Over a three-year period from 2014–2017, as part of my artistic research into how aspects of mediaeval Japanese philosophy and aesthetics could be usefully revived in response to the climate crisis, I wrote and produced three music-theatre works collectively titled the Vanitas series. The first work addressed Japanese conceptions of landscape through the Buddhist and kami-venerating aesthetics of Konparu Zenchiku’s nō. The second work took as its focus the fugal nature of overlapping cyclical patterns of rising and falling, with mappō as the central conceptual frame. The third work was structured around Kamo-no-Chōmei’s Hōjōki, a lament for the degenerate mappō age through which he was living.

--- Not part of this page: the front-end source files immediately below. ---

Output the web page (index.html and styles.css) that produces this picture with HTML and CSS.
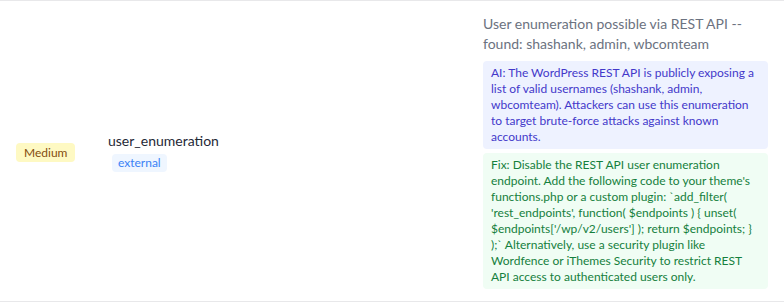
FILE: index.html
```html
<!DOCTYPE html>
<html lang="en">
<head>
<meta charset="utf-8">
<title>Finding</title>
<link rel="stylesheet" href="styles.css">
</head>
<body>
<div class="row">
  <div class="cell cell-severity">
    <span class="badge badge-medium">Medium</span>
  </div>
  <div class="cell cell-check">
    <div class="check-name">user_enumeration</div>
    <span class="tag">external</span>
  </div>
  <div class="cell cell-detail">
    <div class="detail-title">User enumeration possible via REST API -- found: shashank, admin, wbcomteam</div>
    <div class="note note-ai">AI: The WordPress REST API is publicly exposing a list of valid usernames (shashank, admin, wbcomteam). Attackers can use this enumeration to target brute-force attacks against known accounts.</div>
    <div class="note note-fix">Fix: Disable the REST API user enumeration endpoint. Add the following code to your theme's functions.php or a custom plugin: `add_filter( 'rest_endpoints', function( $endpoints ) { unset( $endpoints['/wp/v2/users'] ); return $endpoints; } );` Alternatively, use a security plugin like Wordfence or iThemes Security to restrict REST API access to authenticated users only.</div>
  </div>
</div>
</body>
</html>
```
FILE: styles.css
```css
html, body {
  margin: 0;
  padding: 0;
  background: #ffffff;
}
body {
  font-family: "Lato", "Noto Sans", sans-serif;
  color: #111827;
}
.row {
  display: grid;
  grid-template-columns: 92px 375px 1fr;
  align-items: center;
  height: 302px;
  box-sizing: border-box;
  border-top: 1px solid #e8e8ea;
  border-bottom: 1px solid #e8e8ea;
}
.cell {
  padding: 12px 16px;
}
.badge {
  display: inline-block;
  font-size: 12px;
  line-height: 16px;
  padding: 2px 8px 1px;
  border-radius: 4px;
}
.badge-medium {
  background: #fef9c3;
  color: #854d0e;
}
.check-name {
  font-size: 14px;
  line-height: 20px;
  color: #1f2937;
}
.tag {
  display: inline-block;
  margin: 1px 0 0 4px;
  padding: 1px 6px;
  font-size: 12px;
  line-height: 16px;
  background: #eff6ff;
  color: #3b82f6;
  border-radius: 4px;
}
.detail-title {
  font-size: 14px;
  line-height: 20px;
  color: #6b7280;
}
.note {
  font-size: 12px;
  line-height: 16px;
  padding: 4px 8px;
  border-radius: 4px;
}
.note-ai {
  margin-top: 7px;
  background: #eef2ff;
  color: #4338ca;
}
.note-fix {
  margin-top: 4px;
  background: #f0fdf4;
  color: #15803d;
}
```
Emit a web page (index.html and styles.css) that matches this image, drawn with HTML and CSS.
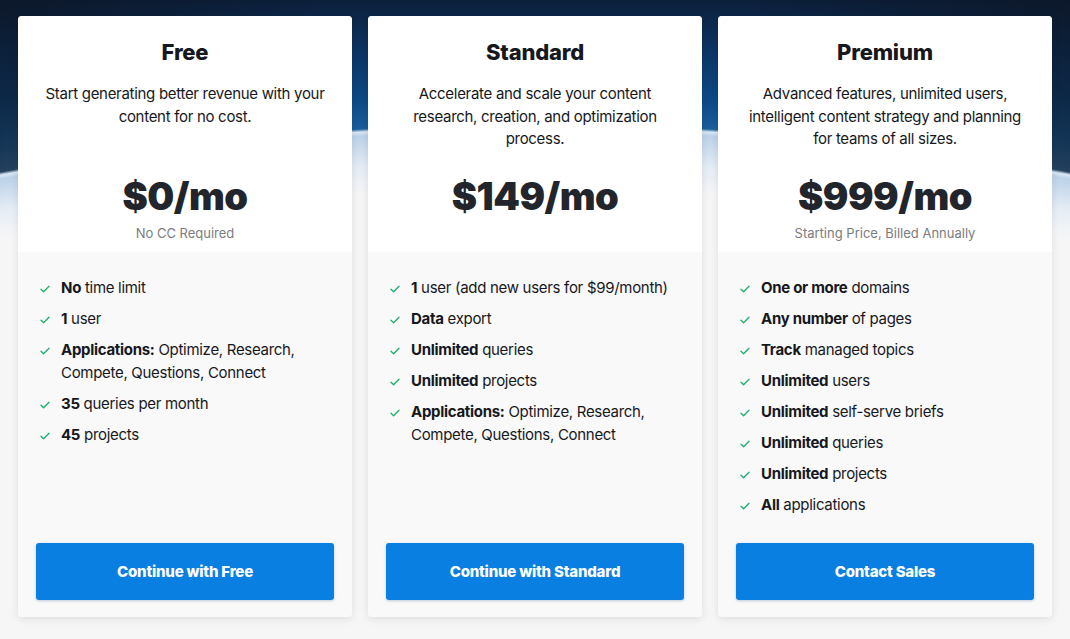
FILE: index.html
```html
<!DOCTYPE html>
<html lang="en">
<head>
<meta charset="utf-8">
<title>Pricing</title>
<link rel="stylesheet" href="styles.css">
</head>
<body>
<main class="plans">
  <section class="card">
    <header class="card-head">
      <h2 class="plan-name">Free</h2>
      <p class="plan-desc">Start generating better revenue with your content for no cost.</p>
      <div class="price">$0/mo</div>
      <div class="price-note">No CC Required</div>
    </header>
    <div class="card-body">
      <ul class="features">
        <li><svg class="check" viewBox="0 0 10 8"><polyline points="1,4.2 3.6,6.8 9,1.2"/></svg><p class="feat"><b>No</b> time limit</p></li>
        <li><svg class="check" viewBox="0 0 10 8"><polyline points="1,4.2 3.6,6.8 9,1.2"/></svg><p class="feat"><b>1</b> user</p></li>
        <li><svg class="check" viewBox="0 0 10 8"><polyline points="1,4.2 3.6,6.8 9,1.2"/></svg><p class="feat"><b>Applications:</b> Optimize, Research,<br>Compete, Questions, Connect</p></li>
        <li><svg class="check" viewBox="0 0 10 8"><polyline points="1,4.2 3.6,6.8 9,1.2"/></svg><p class="feat"><b>35</b> queries per month</p></li>
        <li><svg class="check" viewBox="0 0 10 8"><polyline points="1,4.2 3.6,6.8 9,1.2"/></svg><p class="feat"><b>45</b> projects</p></li>
      </ul>
      <a class="btn" href="#">Continue with Free</a>
    </div>
  </section>

  <section class="card">
    <header class="card-head">
      <h2 class="plan-name">Standard</h2>
      <p class="plan-desc">Accelerate and scale your content research, creation, and optimization process.</p>
      <div class="price">$149/mo</div>
      <div class="price-note"></div>
    </header>
    <div class="card-body">
      <ul class="features">
        <li><svg class="check" viewBox="0 0 10 8"><polyline points="1,4.2 3.6,6.8 9,1.2"/></svg><p class="feat"><b>1</b> user (add new users for $99/month)</p></li>
        <li><svg class="check" viewBox="0 0 10 8"><polyline points="1,4.2 3.6,6.8 9,1.2"/></svg><p class="feat"><b>Data</b> export</p></li>
        <li><svg class="check" viewBox="0 0 10 8"><polyline points="1,4.2 3.6,6.8 9,1.2"/></svg><p class="feat"><b>Unlimited</b> queries</p></li>
        <li><svg class="check" viewBox="0 0 10 8"><polyline points="1,4.2 3.6,6.8 9,1.2"/></svg><p class="feat"><b>Unlimited</b> projects</p></li>
        <li><svg class="check" viewBox="0 0 10 8"><polyline points="1,4.2 3.6,6.8 9,1.2"/></svg><p class="feat"><b>Applications:</b> Optimize, Research,<br>Compete, Questions, Connect</p></li>
      </ul>
      <a class="btn" href="#">Continue with Standard</a>
    </div>
  </section>

  <section class="card">
    <header class="card-head">
      <h2 class="plan-name">Premium</h2>
      <p class="plan-desc">Advanced features, unlimited users, intelligent content strategy and planning for teams of all sizes.</p>
      <div class="price">$999/mo</div>
      <div class="price-note">Starting Price, Billed Annually</div>
    </header>
    <div class="card-body">
      <ul class="features">
        <li><svg class="check" viewBox="0 0 10 8"><polyline points="1,4.2 3.6,6.8 9,1.2"/></svg><p class="feat"><b>One or more</b> domains</p></li>
        <li><svg class="check" viewBox="0 0 10 8"><polyline points="1,4.2 3.6,6.8 9,1.2"/></svg><p class="feat"><b>Any number</b> of pages</p></li>
        <li><svg class="check" viewBox="0 0 10 8"><polyline points="1,4.2 3.6,6.8 9,1.2"/></svg><p class="feat"><b>Track</b> managed topics</p></li>
        <li><svg class="check" viewBox="0 0 10 8"><polyline points="1,4.2 3.6,6.8 9,1.2"/></svg><p class="feat"><b>Unlimited</b> users</p></li>
        <li><svg class="check" viewBox="0 0 10 8"><polyline points="1,4.2 3.6,6.8 9,1.2"/></svg><p class="feat"><b>Unlimited</b> self-serve briefs</p></li>
        <li><svg class="check" viewBox="0 0 10 8"><polyline points="1,4.2 3.6,6.8 9,1.2"/></svg><p class="feat"><b>Unlimited</b> queries</p></li>
        <li><svg class="check" viewBox="0 0 10 8"><polyline points="1,4.2 3.6,6.8 9,1.2"/></svg><p class="feat"><b>Unlimited</b> projects</p></li>
        <li><svg class="check" viewBox="0 0 10 8"><polyline points="1,4.2 3.6,6.8 9,1.2"/></svg><p class="feat"><b>All</b> applications</p></li>
      </ul>
      <a class="btn" href="#">Contact Sales</a>
    </div>
  </section>
</main>
</body>
</html>
```
FILE: styles.css
```css
* { box-sizing: border-box; }

html, body {
  margin: 0;
  height: 100%;
}

body {
  width: 1070px;
  height: 639px;
  overflow: hidden;
  font-family: Inter, "Liberation Sans", sans-serif;
  color: #16181d;
  background:
    radial-gradient(circle 3000px at 50% 3125px,
      #f6f6f7 0, #f6f6f7 2935px, #e6edf5 2962px, #bcd2e9 2994px, #d9e8f6 2998px, rgba(40,100,160,0) 3001px),
    linear-gradient(to right, rgba(12,18,30,0.6) 0, rgba(12,18,30,0) 30%, rgba(12,18,30,0) 70%, rgba(12,18,30,0.6) 100%),
    linear-gradient(to bottom, #0c1f3a 0, #0c3564 50px, #0d4a85 100px, #1f66a4 140px, #4b86bb 175px);
}

.plans {
  display: flex;
  gap: 16px;
  padding: 16px 18px 0;
}

.card {
  flex: 1 1 0;
  height: 601px;
  display: flex;
  flex-direction: column;
  border-radius: 4px;
  overflow: hidden;
  background: #f9f9f9;
  box-shadow: 0 2px 8px rgba(0, 0, 0, 0.10);
}

.card-head {
  height: 236px;
  background: #fff;
  padding: 21px 22px 10px;
  display: flex;
  flex-direction: column;
  align-items: center;
  text-align: center;
}

.plan-name {
  margin: 0;
  font-size: 22px;
  line-height: 30px;
  font-weight: 800;
  letter-spacing: -0.2px;
}

.plan-desc {
  margin: 16px 0 0;
  height: 68px;
  font-size: 15px;
  line-height: 22.5px;
  letter-spacing: -0.3px;
}

.price {
  margin-top: 23px;
  font-size: 38px;
  line-height: 44px;
  font-weight: 900;
  color: #22252b;
  letter-spacing: -0.5px;
}

.price-note {
  margin-top: 6px;
  height: 18px;
  font-size: 13px;
  line-height: 18px;
  color: #7a7c80;
}

.card-body {
  flex: 1;
  display: flex;
  flex-direction: column;
  padding: 24px 18px 17px;
}

.features {
  list-style: none;
  margin: 0;
  padding: 0 4px;
  display: flex;
  flex-direction: column;
  gap: 8px;
}

.features li {
  display: flex;
  align-items: flex-start;
  gap: 11px;
}

.feat {
  margin: 0;
  font-size: 15px;
  line-height: 23px;
  letter-spacing: -0.3px;
}

.feat b {
  font-weight: 700;
}

.check {
  flex: none;
  width: 10px;
  height: 8px;
  margin-top: 9px;
  fill: none;
  stroke: #1fae6e;
  stroke-width: 1.3;
  stroke-linecap: round;
  stroke-linejoin: round;
}

.btn {
  margin-top: auto;
  height: 57px;
  display: flex;
  align-items: center;
  justify-content: center;
  background: #0a7fe2;
  color: #fff;
  border-radius: 3px;
  text-decoration: none;
  font-size: 15px;
  font-weight: 800;
  letter-spacing: -0.2px;
  box-shadow: 0 1px 3px rgba(0, 60, 120, 0.25);
}
```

In this paper, I delve into the aspects of Japanese mappō thought that inspired the Vanitas series, showing how mappō thought can inform works (comprised of narrative texts, collage texts, or no text at all) that are about contemporary environmental degradation. The series title, Vanitas, refers to a sixteenth–seventeenth-century style of painting in the Netherlands (as well as to Salvatore Sciarrino’s 1983 opera of the same name). I also discuss the underlying theme of comparing Christian and Japanese Buddhist eschatological artistic traditions. Through my explication of the Vanitas series and its mediaeval Japanese inspiration, I show the contemporary practical uses of mediaeval Japanese Buddhist aesthetics for writers, interpreters, and audiences of music and theatre wishing to find alternative ways of addressing the climate crisis today.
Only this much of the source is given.